The star's latest album deals with her relationship issues.

Google image/Creative Commons license

Google image/Creative Commons license

The star's latest album deals with her relationship issues.

Lemonade: what Beyoncé made when Jay-Z handed her lemons.

On April 23, Beyoncé released her new album, Lemonade, as well as a 65-minute film of the same name. This is the second straight time that Beyoncé has released an album with little-to-no advance marketing. The album is both a story of heartbreak and forgiveness, but also a story of black female empowerment.

In the visual album, she makes many connections to her African heritage and Southern culture. She also gets political by showing parents holding pictures of their children who were victims of police brutality, including Eric Garner, Mike Brown, and Trayvon Martin.

She shows off her versatility to emphasize her emotions. The album as a whole tells her story through pop, reggae, country, R&B, and hip-hop. It’s not angry or bitter, but an honest way of expressing herself and being transparent and connected with her supporters.

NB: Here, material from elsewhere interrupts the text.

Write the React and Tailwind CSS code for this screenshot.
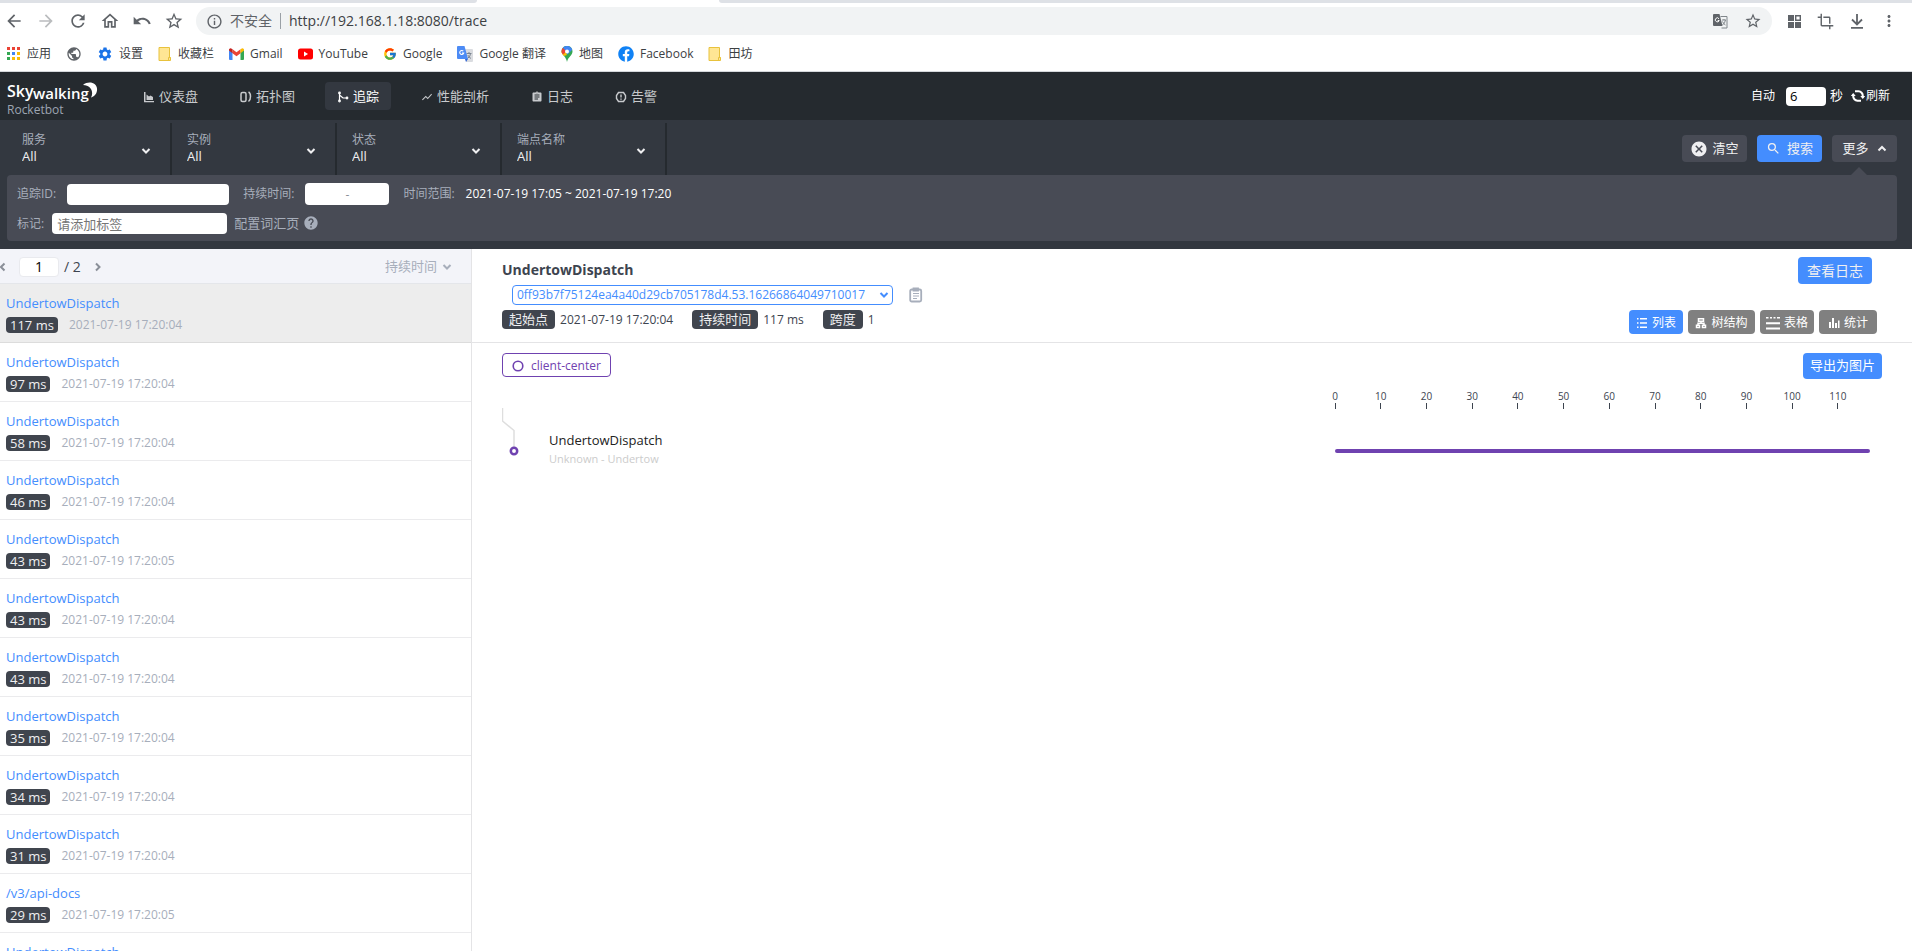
import { useState } from 'react'
import {
  MdArrowBack, MdArrowForward, MdRefresh, MdUndo, MdStarBorder, MdInfoOutline, MdPublic, MdSettings,
  MdOutlineHome, MdMoreVert, MdCrop, MdAssignment, MdSearch, MdHelp, MdCancel, MdShowChart,
} from 'react-icons/md'
import { FcGoogle } from 'react-icons/fc'
import { FaFacebook } from 'react-icons/fa'

const TRACES = [
  { name: 'UndertowDispatch', ms: 117, time: '2021-07-19 17:20:04' },
  { name: 'UndertowDispatch', ms: 97, time: '2021-07-19 17:20:04' },
  { name: 'UndertowDispatch', ms: 58, time: '2021-07-19 17:20:04' },
  { name: 'UndertowDispatch', ms: 46, time: '2021-07-19 17:20:04' },
  { name: 'UndertowDispatch', ms: 43, time: '2021-07-19 17:20:05' },
  { name: 'UndertowDispatch', ms: 43, time: '2021-07-19 17:20:04' },
  { name: 'UndertowDispatch', ms: 43, time: '2021-07-19 17:20:04' },
  { name: 'UndertowDispatch', ms: 35, time: '2021-07-19 17:20:04' },
  { name: 'UndertowDispatch', ms: 34, time: '2021-07-19 17:20:04' },
  { name: 'UndertowDispatch', ms: 31, time: '2021-07-19 17:20:04' },
  { name: '/v3/api-docs', ms: 29, time: '2021-07-19 17:20:05' },
  { name: 'UndertowDispatch', ms: 28, time: '2021-07-19 17:20:04' },
]

const TICKS = [0, 10, 20, 30, 40, 50, 60, 70, 80, 90, 100, 110]
const DURATION = 117

const Chevron = ({ className, d = 'M1.5 3 5 6.5 8.5 3' }) => (
  <svg className={className} width="10" height="10" viewBox="0 0 10 10" fill="none" stroke="currentColor" strokeWidth="2">
    <path d={d} />
  </svg>
)

/* ---------- browser icons ---------- */

const AppsIcon = () => (
  <svg width="14" height="14" viewBox="0 0 14 14">
    <path fill="#ea4335" d="M0 0h3v3H0zM5 0h3v3H5zM10 0h3v3h-3z" />
    <path fill="#34a853" d="M0 5h3v3H0zM0 10h3v3H0z" />
    <path fill="#4285f4" d="M5 5h3v3H5z" />
    <path fill="#fbbc05" d="M10 5h3v3h-3zM5 10h3v3H5zM10 10h3v3h-3z" />
  </svg>
)

const FolderIcon = () => (
  <svg width="14" height="16" viewBox="0 0 14 16">
    <path d="M1 1.5h10.5v10h1v3H1z" fill="#ffe694" stroke="#e8c23c" />
    <path d="M10.5 14.5v-3h2" fill="none" stroke="#e8c23c" />
  </svg>
)

const GmailIcon = () => (
  <svg width="15" height="12" viewBox="0 0 15 12">
    <path fill="#4285f4" d="M0 2v9a1 1 0 0 0 1 1h2.500V4z" />
    <path fill="#34a853" d="M11.500 4v8H14a1 1 0 0 0 1-1V2z" />
    <path fill="#ea4335" d="M3.500 1.200 7.500 4.300l4-3.100v4L7.500 8.300l-4-3.100z" />
    <path fill="#c5221f" d="M0 2A1.600 1.600 0 0 1 2.700.7l.8.6v3.900L0 2.600z" />
    <path fill="#fbbc04" d="M15 2A1.600 1.600 0 0 0 12.300.7l-.8.6v3.900L15 2.600z" />
  </svg>
)

const YoutubeIcon = () => (
  <svg width="15" height="12" viewBox="0 0 15 12">
    <rect width="15" height="11" y=".5" rx="2.500" fill="#f00" />
    <path d="M6 3.600v4.800L10 6z" fill="#fff" />
  </svg>
)

const TranslateIcon = () => (
  <svg width="16" height="16" viewBox="0 0 16 16">
    <path d="M7 3h8a1 1 0 0 1 1 1v11a1 1 0 0 1-1 1H9z" fill="#dadce0" />
    <path d="M9.500 7.500h5M12 6v1.500M10.500 12.500q3-2 3-5M10.800 9q.8 2 3.200 3.500" stroke="#7b8591" fill="none" />
    <path d="M1 0h6.500l3.500 13H1a1 1 0 0 1-1-1V1a1 1 0 0 1 1-1z" fill="#4c8bf5" />
    <path d="M8 13h3l-2 3z" fill="#3367d6" />
    <path d="M6.300 5.200A2 2 0 1 0 6.700 7H4.900" stroke="#fff" strokeWidth="1.100" fill="none" />
  </svg>
)

const MapsIcon = () => (
  <svg width="12" height="16" viewBox="0 0 12 16">
    <path d="M6 16c-.6-3-1.500-4-3-6C1.500 8.200.5 7 .5 5A5.500 5.500 0 0 1 11.500 5.500c0 2-1 3.200-2.500 5C7.500 12.300 6.600 13 6 16z" fill="#34a853" />
    <path d="M3 10C1.500 8.200.5 7.500.5 5.500L3 3l3 6z" fill="#fbbc04" />
    <path d="M.5 5.500a5.500 5.500 0 0 1 1.400-3.700L6 5 2 8.500C1 7.500.5 6.500.5 5.500z" fill="#ea4335" />
    <path d="M1.900 1.800A5.500 5.500 0 0 1 11.200 3.700L6.500 8.500 4 4z" fill="#4285f4" />
    <circle cx="6" cy="5.500" r="2" fill="#fff" />
  </svg>
)

const TranslateGrayIcon = () => (
  <svg width="15" height="15" viewBox="0 0 15 15">
    <path d="M7.500 2.500h6.500v11.500H8.500" fill="none" stroke="#80868b" />
    <path d="M9 6h4M11 5v1M9.500 11q2.500-2 3-5M9.500 7.500q1 2.500 3 3.500" stroke="#80868b" fill="none" />
    <path d="M0 1a1 1 0 0 1 1-1h5.500l3 12H1a1 1 0 0 1-1-1z" fill="#5f6368" />
    <path d="M6 4.800A2 2 0 1 0 6.200 6.500H4.700" stroke="#fff" fill="none" />
  </svg>
)

const QrIcon = () => (
  <svg width="13" height="13" viewBox="0 0 13 13" fill="#5f6368">
    <path d="M0 0h6v6H0zM0 7h6v6H0zM7 7h6v6H7z" />
    <path d="M7.700.7h4.600v4.600H7.700z" fill="none" stroke="#5f6368" strokeWidth="1.400" />
  </svg>
)

const DownloadIcon = () => (
  <svg width="14" height="16" viewBox="0 0 14 16" fill="none" stroke="#5f6368" strokeWidth="1.800">
    <path d="M7 1v10M2 6.500l5 5 5-5M1 14.800h12" />
  </svg>
)

/* ---------- app icons ---------- */

const DashboardIcon = () => (
  <svg width="12" height="12" viewBox="0 0 12 12" fill="currentColor">
    <path d="M1 1h1.500v9H11v1.200H1z" />
    <path d="M3.500 9V3.500L6 5.500l1.500-1L10 6v3z" />
  </svg>
)

const TopologyIcon = () => (
  <svg width="12" height="12" viewBox="0 0 12 12" fill="none" stroke="currentColor" strokeWidth="1.500">
    <rect x="1" y="1.500" width="5" height="9" rx="1.500" />
    <path d="M8.500 1q2 1 2 4.500t-2 5" />
  </svg>
)

const TraceIcon = () => (
  <svg width="12" height="12" viewBox="0 0 12 12" fill="none" stroke="currentColor" strokeWidth="1.200">
    <path d="M2.500 2v8M2.500 4l3.500 3h4" />
    <circle cx="2.500" cy="2" r=".8" />
    <circle cx="2.500" cy="10" r=".8" />
    <circle cx="10" cy="7" r=".8" />
  </svg>
)

const AlarmIcon = () => (
  <svg width="12" height="12" viewBox="0 0 12 12" fill="none" stroke="currentColor" strokeWidth="1.400">
    <path d="M3.500 1.500h5l2 3v3l-2 3h-5l-2-3v-3z" />
    <path d="M6 3.500v3M6 7.500v1.200" />
  </svg>
)

const ReloadIcon = () => (
  <svg width="14" height="14" viewBox="0 0 14 14" fill="none" stroke="currentColor" strokeWidth="2">
    <path d="M4 2.300h3.500a4.500 4.500 0 0 1 4.300 4.700v1.500M10 11.700H6.500A4.500 4.500 0 0 1 2.200 7V5.500" />
    <path d="M9.300 7h5l-2.500 3zM-.3 7h5L2.200 4z" fill="currentColor" stroke="none" />
  </svg>
)

const ListIcon = () => (
  <svg width="12" height="12" viewBox="0 0 12 12" fill="currentColor">
    <path d="M1 1h1.500v1.500H1zM4 1h7v1.500H4zM1 5.200h1.500v1.500H1zM4 5.200h7v1.500H4zM1 9.500h1.500V11H1zM4 9.500h7V11H4z" />
  </svg>
)

const TreeIcon = () => (
  <svg width="12" height="12" viewBox="0 0 12 12" fill="none" stroke="currentColor" strokeWidth="1.500">
    <path d="M3.500 1.800h5v2.500h-5zM6 4.500v1.500M3 8V6.200h6V8M1.500 8.200h3v2.300h-3zM7.500 8.200h3v2.300h-3z" />
  </svg>
)

const GridIcon = () => (
  <svg width="14" height="14" viewBox="0 0 14 14" fill="currentColor">
    <path d="M0 1h2.500v1.500H0zM4 1h2v1.500H4zM7.500 1h2v1.500h-2zM11 1h3v1.500h-3zM0 6.200h14v2H0zM0 11.500h14v2H0z" />
  </svg>
)

const StatsIcon = () => (
  <svg width="12" height="12" viewBox="0 0 12 12" fill="currentColor">
    <path d="M1 5h2v6H1zM4 1h2v10H4zM7 6h2v5H7zM10 3.500h1.500V11H10z" />
  </svg>
)

const ClipboardIcon = () => (
  <svg width="14" height="16" viewBox="0 0 14 16" fill="none" stroke="#a7aebb" strokeWidth="1.800">
    <rect x="1.200" y="2.500" width="11" height="12" rx="1.500" />
    <path d="M4.500 1.500h4.500v2H4.500z" />
    <path d="M4 6.500h6M4 9h6M4 11.500h4" strokeWidth="1.200" />
  </svg>
)

const BOOKMARKS = [
  { icon: <AppsIcon />, label: '应用' },
  { icon: <MdPublic size={16} color="#5f6368" />, label: '' },
  { icon: <MdSettings size={16} color="#1a73e8" />, label: '设置' },
  { icon: <FolderIcon />, label: '收藏栏' },
  { icon: <GmailIcon />, label: 'Gmail' },
  { icon: <YoutubeIcon />, label: 'YouTube' },
  { icon: <FcGoogle size={14} />, label: 'Google' },
  { icon: <TranslateIcon />, label: 'Google 翻译' },
  { icon: <MapsIcon />, label: '地图' },
  { icon: <FaFacebook size={16} color="#1082f5" />, label: 'Facebook' },
  { icon: <FolderIcon />, label: '田坊' },
]

const NAV = [
  { icon: <DashboardIcon />, label: '仪表盘' },
  { icon: <TopologyIcon />, label: '拓扑图' },
  { icon: <TraceIcon />, label: '追踪', active: true },
  { icon: <MdShowChart size={12} />, label: '性能剖析' },
  { icon: <MdAssignment size={12} />, label: '日志' },
  { icon: <AlarmIcon />, label: '告警' },
]

const VIEWS = [
  { icon: <ListIcon />, label: '列表', width: 'w-[54px]' },
  { icon: <TreeIcon />, label: '树结构', width: 'w-[67px]' },
  { icon: <GridIcon />, label: '表格', width: 'w-[54px]' },
  { icon: <StatsIcon />, label: '统计', width: 'w-[58px]' },
]

function Browser() {
  return (
    <div className="shrink-0 border-b border-[#d5d8dc] bg-white text-[#3c4043]">
      <div className="flex h-[3px]">
        <div className="w-[477px] rounded-br bg-[#dee1e6]" />
        <div className="w-[242px]" />
        <div className="flex-1 rounded-bl bg-[#dee1e6]" />
      </div>
      <div className="flex h-9 items-center pr-[14px] pl-1 text-[#5f6368]">
        <div className="flex gap-3">
          <button aria-label="后退" className="flex w-5 justify-center"><MdArrowBack size={20} /></button>
          <button aria-label="前进" className="flex w-5 justify-center text-[#babcbe]"><MdArrowForward size={20} /></button>
          <button aria-label="重新加载" className="flex w-5 justify-center"><MdRefresh size={20} /></button>
          <button aria-label="主页" className="flex w-5 justify-center"><MdOutlineHome size={20} /></button>
          <button aria-label="撤销" className="flex w-5 justify-center"><MdUndo size={20} /></button>
          <button aria-label="收藏" className="flex w-5 justify-center"><MdStarBorder size={20} /></button>
        </div>
        <div className="ml-3 flex h-7 flex-1 items-center rounded-full bg-[#f1f3f4] px-2.5">
          <MdInfoOutline size={17} />
          <span className="ml-[7px] text-sm">不安全</span>
          <span className="mx-2 h-4 w-px bg-[#9aa0a6]" />
          <input
            aria-label="地址"
            className="flex-1 bg-transparent text-sm text-[#3c4043] outline-none"
            defaultValue="http://192.168.1.18:8080/trace"
          />
          <TranslateGrayIcon />
          <MdStarBorder size={18} className="ml-4" />
        </div>
        <div className="ml-4 flex items-center gap-4">
          <QrIcon />
          <MdCrop size={17} />
          <DownloadIcon />
          <MdMoreVert size={18} />
        </div>
      </div>
      <div className="flex h-8 items-center gap-[15px] px-[7px] pb-0.5 text-xs">
        {BOOKMARKS.map((b, i) => (
          <a key={i} href="#" className="flex items-center gap-1.5 whitespace-nowrap">
            {b.icon}
            {b.label && <span>{b.label}</span>}
          </a>
        ))}
      </div>
    </div>
  )
}

function Logo() {
  return (
    <div className="w-[92px] pt-1.5 text-[#9da5b2]">
      <svg width="92" height="22" viewBox="0 0 92 22" fill="#fff" fontFamily="Open Sans, sans-serif" fontWeight="600">
        <text x="0" y="16" fontSize="16">Sky</text>
        <text x="26" y="18" fontSize="15">walking</text>
        <path d="M76 4C82-1 91 2 90 9.500 89.500 14 86 16 84 16.500 87 11 84 4 76 4z" />
      </svg>
      <div className="text-xs leading-[14px]">Rocketbot</div>
    </div>
  )
}

function Header() {
  return (
    <header className="flex h-12 shrink-0 items-center bg-[#252a2f] pr-[22px] pl-[7px] text-white">
      <Logo />
      <nav className="ml-8 flex gap-[18px]">
        {NAV.map(n => (
          <a key={n.label} href="#"
            className={`flex h-7 items-center gap-1 rounded px-3 pt-0.5 text-[13px] ${
              n.active ? 'bg-[#333840] text-white' : 'text-[#c8cacd]'
            }`}>
            {n.icon}
            {n.label}
          </a>
        ))}
      </nav>
      <div className="ml-auto flex items-center text-xs">
        <label htmlFor="auto">自动</label>
        <input id="auto" defaultValue="6" className="mr-1 ml-[11px] h-[19px] w-10 rounded-sm bg-white px-1 text-[13px] text-black" />
        <span className="text-[13px]">秒</span>
        <button className="ml-2 flex items-center gap-px"><ReloadIcon />刷新</button>
      </div>
    </header>
  )
}

function FilterSelect({ label }) {
  return (
    <label className="relative flex w-[165px] flex-col justify-center border-r-2 border-[#252a2f] pb-0.5 pl-[15px] first:w-[172px] first:pl-[22px]">
      <span className="text-xs leading-4 text-[#a7aebb]">{label}</span>
      <select className="w-full appearance-none bg-transparent text-[13px] leading-4 font-medium text-[#efeff1] outline-none">
        <option>All</option>
      </select>
      <Chevron className="pointer-events-none absolute right-[19px] bottom-[19px] text-[#efeff1]" />
    </label>
  )
}

function Filters() {
  const [more, setMore] = useState(true)
  return (
    <section className="shrink-0 bg-[#333840] pt-[3px] pb-2">
      <div className="flex h-[52px]">
        {['服务', '实例', '状态', '端点名称'].map(l => <FilterSelect key={l} label={l} />)}
        <div className="mr-[15px] ml-auto flex items-center gap-2.5 pb-px text-[13px] text-[#efeff1]">
          <button className="flex h-[27px] w-[65px] items-center justify-center gap-1 rounded bg-[#484b55]">
            <MdCancel size={18} />清空
          </button>
          <button className="flex h-[27px] w-[65px] items-center justify-center gap-1.5 rounded bg-[#448dfe]">
            <MdSearch size={15} />搜索
          </button>
          <button onClick={() => setMore(!more)} className="relative flex h-[27px] w-[65px] items-center justify-center gap-2 rounded bg-[#484b55]">
            更多<Chevron d="M1.500 6.500 5 3l3.500 3.500" />
            {more && <span className="absolute top-8 left-[19px] border-8 border-t-0 border-transparent border-b-[#484b55]" />}
          </button>
        </div>
      </div>
      {more && (
        <div className="mr-[15px] ml-[7px] flex flex-col gap-2 rounded bg-[#484b55] px-2.5 pt-2 pb-[7px] text-xs text-[#a7aebb]">
          <div className="flex h-[22px] items-center">
            <label htmlFor="tid">追踪ID:</label>
            <input id="tid" className="ml-[11px] h-[21px] w-[162px] rounded-sm bg-white px-1.5 text-black" />
            <label htmlFor="dur" className="ml-3.5">持续时间:</label>
            <input id="dur" placeholder="-" className="ml-[11px] h-[22px] w-[84px] rounded-sm bg-white text-center text-black placeholder:text-[#8a8f98]" />
            <span className="ml-3.5">时间范围:</span>
            <span className="ml-[11px] text-white">2021-07-19 17:05 ~ 2021-07-19 17:20</span>
          </div>
          <div className="flex h-[21px] items-center">
            <label htmlFor="tag">标记:</label>
            <input id="tag" placeholder="请添加标签" className="ml-2 h-[21px] w-[175px] rounded-sm bg-white px-[5px] text-[13px] text-black placeholder:text-[#757575]" />
            <a href="#" className="ml-[7px] flex items-center gap-1 text-[13px]">配置词汇页<MdHelp size={16} /></a>
          </div>
        </div>
      )}
    </section>
  )
}

function TraceList() {
  const [current, setCurrent] = useState(0)
  return (
    <aside className="flex w-[472px] shrink-0 flex-col overflow-hidden border-r border-[#e4e4e6]">
      <div className="flex h-[35px] shrink-0 items-center border-b border-[#e4e6ea] bg-[#f3f4f9] pt-px text-sm text-[#3d444f]">
        <button aria-label="上一页" className="w-[19px] text-[#8a8f98]"><Chevron className="-ml-0.5" d="M6.500 1.500 3 5l3.500 3.500" /></button>
        <input aria-label="页码" defaultValue="1" className="h-5 w-10 rounded-sm border border-[#e9eaee] bg-white text-center text-black" />
        <span className="ml-[5px]">/ 2</span>
        <button aria-label="下一页" className="ml-3 text-[#8a8f98]"><Chevron d="M3 1.500 6.500 5 3 8.500" /></button>
        <label className="relative mr-[19px] ml-auto flex items-center text-[#a7aebb]">
          <select aria-label="排序" className="appearance-none bg-transparent pr-[14px] text-[13px] outline-none">
            <option>持续时间</option>
          </select>
          <Chevron className="pointer-events-none absolute right-0" />
        </label>
      </div>
      <ul>
        {TRACES.map((t, i) => (
          <li key={i} onClick={() => setCurrent(i)}
            className={`flex h-[59px] flex-col gap-1 border-b px-1.5 pt-[9px] ${
              i === current ? 'border-[#dcdcdc] bg-[#ededed]' : 'border-[#ebebed]'
            }`}>
            <a href="#" className="text-[13px] leading-5 text-[#448dfe]">{t.name}</a>
            <div className="flex items-center gap-[11px] text-xs text-[#a7aebb]">
              <span className="h-4 rounded bg-[#40454e] px-1 text-[13px] leading-4 text-[#efeff1]">{t.ms} ms</span>
              <span className="leading-4">{t.time}</span>
            </div>
          </li>
        ))}
      </ul>
    </aside>
  )
}

function Field({ label, value }) {
  return (
    <div className="flex items-center gap-[5px]">
      <span className="h-[19px] rounded bg-[#40454e] px-[7px] text-[13px] leading-[19px] text-[#efeff1]">{label}</span>
      <span>{value}</span>
    </div>
  )
}

function TraceDetail() {
  const [view, setView] = useState('列表')
  return (
    <main className="flex-1 text-[#3d444f]">
      <div className="flex h-[94px] justify-between border-b border-[#e4e4e6] pt-2 pr-[35px] pb-2 pl-[30px]">
        <div>
          <h2 className="pt-px text-sm leading-6 font-bold">UndertowDispatch</h2>
          <div className="mt-[3px] ml-2.5 flex items-center gap-4">
            <div className="relative flex items-center text-[#448dfe]">
              <select aria-label="追踪ID" className="h-5 w-[381px] appearance-none rounded border border-[#448dfe] bg-white px-1 text-xs leading-4 outline-none">
                <option>0ff93b7f75124ea4a40d29cb705178d4.53.16266864049710017</option>
              </select>
              <Chevron className="pointer-events-none absolute right-1" />
            </div>
            <button aria-label="复制"><ClipboardIcon /></button>
          </div>
          <div className="mt-[5px] flex gap-[19px] text-xs">
            <Field label="起始点" value="2021-07-19 17:20:04" />
            <Field label="持续时间" value="117 ms" />
            <Field label="跨度" value="1" />
          </div>
        </div>
        <div className="flex flex-col items-end justify-between">
          <button className="mr-[5px] h-[27px] rounded bg-[#448dfe] px-[9px] text-sm text-[#efeff1]">查看日志</button>
          <div className="flex gap-[5px]">
            {VIEWS.map(v => (
              <button key={v.label} onClick={() => setView(v.label)}
                className={`flex h-6 items-center justify-center gap-1 rounded pt-px text-xs text-white ${v.width} ${
                  v.label === view ? 'bg-[#448dfe]' : 'bg-[#808080]'
                }`}>
                {v.icon}
                {v.label}
              </button>
            ))}
          </div>
        </div>
      </div>

      <div className="flex items-start justify-between pt-2.5 pr-[30px] pl-[30px]">
        <span className="flex h-6 items-center gap-[7px] rounded border border-[#6f42b0] px-[9px] pt-px text-xs text-[#6f42b0]">
          <svg width="12" height="12" viewBox="0 0 12 12"><circle cx="6" cy="6" r="4.800" fill="none" stroke="#6f42b0" strokeWidth="1.600" /></svg>
          client-center
        </span>
        <button className="h-[26px] rounded bg-[#448dfe] px-[7px] text-[13px] text-white">导出为图片</button>
      </div>

      {/* span tree and time axis */}
      <div className="flex justify-between pt-2.5 pr-[42px] pl-[30px]">
        <div className="flex gap-7 pt-[19px]">
          <svg width="19" height="48" viewBox="0 0 19 48" fill="none">
            <path d="M.5 0v13L12 22.500V40" stroke="#dedede" strokeWidth="1.500" />
            <circle cx="12" cy="43" r="3.200" fill="#fff" stroke="#6f42b0" strokeWidth="2.500" />
          </svg>
          <div className="pt-[22px]">
            <div className="text-[13px] leading-5 text-[#222]">UndertowDispatch</div>
            <div className="text-[11px] leading-[18px] text-[#ccc]">Unknown - Undertow</div>
          </div>
        </div>
        <div className="w-[535px] shrink-0">
          <div className="flex text-[10px] leading-[14px]">
            {TICKS.map(t => (
              <div key={t} style={{ flexGrow: Math.min(10, DURATION - t), flexBasis: 0 }}>
                <div className="flex w-0 flex-col items-center">
                  <span>{t}</span>
                  <span className="h-1.5 w-px bg-[#3d444f]" />
                </div>
              </div>
            ))}
          </div>
          <div className="mt-10 h-1 rounded-full bg-[#6f42b0]" />
        </div>
      </div>
    </main>
  )
}

export default function App() {
  return (
    <div className="flex h-screen flex-col overflow-hidden bg-white font-['Open_Sans','Noto_Sans_CJK_SC',sans-serif]">
      <Browser />
      <Header />
      <Filters />
      <div className="flex min-h-0 flex-1">
        <TraceList />
        <TraceDetail />
      </div>
    </div>
  )
}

The visual album is separated into 12 chapters that represent steps in a process of dealing with her relationship issues. Between each chapter she recites poetry from Warsan Shire’s “Women Who Are Difficult to Love,” “The Unbearable Weight of Staying,” and “Nail Technician as Palm Reader.”

Beyoncé calls out her husband Jay-Z for alleged multiple affairs through her lyrics. In the song “Hold Up,” she says, “Can’t you see there’s no other man above you? What a wicked way to treat the girl that loves you.” In “Sorry,” she makes reference to a suspected mistress in saying, “He only wants me when I’m not there, He better call Becky with the good hair,” along with countless other allusions to their relationship.

The album is accompanied by a 65-minute film.

Google image/Creative Commons license
The album is accompanied by a 65-minute film.

Beyoncé uses her personal situation to make art. Taking some influence from the five stages of grief, each song represents its own stage of her personal grief.

The album opens with the song “Pray You Catch Me,” which addresses the stage of being skeptical of her husband’s extramarital affairs. The song is slow and calm, but a clear opener to her story.

She then leads into “Hold Up,” which takes a more aggressive tone. The visual album shows her smashing cars and fire hydrants with a baseball bat backlit by explosions and eventually running over them in a monster truck. She takes inspiration from her Southern and African roots in both the rhythm of the music and her attire. The dress is styled after the Yoruba (people from southwestern Nigeria and Benin) goddess, Osun.

The next chapter is titled “Anger,” and with it comes the song “Don’t Hurt Yourself” featuring Jack White.  She asks Jay-Z, “Who the [expletive] do you think I is? You ain’t married to no average [expletive] boy.” A lot of times when women are cheated on they get blamed or even blame themselves. Beyoncé uses her album to empower women and make them see they deserve better in a relationship.

For Beyoncé to forgive her husband, she first had to forgive her father. In “Daddy Lessons,” her father advised her to shoot any man who came around and was too much like her father. As part of the poetry woven between songs in the visual album, she says, “Do his eyes close like doors? Are you a slave to the back of his head?… Am I talking about your husband or your father?”

But then the tone shifts. As the listener enters the “Reformation” chapter and the song “Love Drought” starts to play, the mood of the album shifts from anger to forgiveness. The song is slow yet powerful and emotional. This song marks the beginning stages of when she and her husband began to build their relationship back up.

Beyoncé makes it clear through the visual album and the softening of the tone in the songs toward the end of the album that this was not a work of revenge. The last four chapters of Lemonade are titled “Forgiveness,” “Resurrection,” “Hope,” and “Redemption.”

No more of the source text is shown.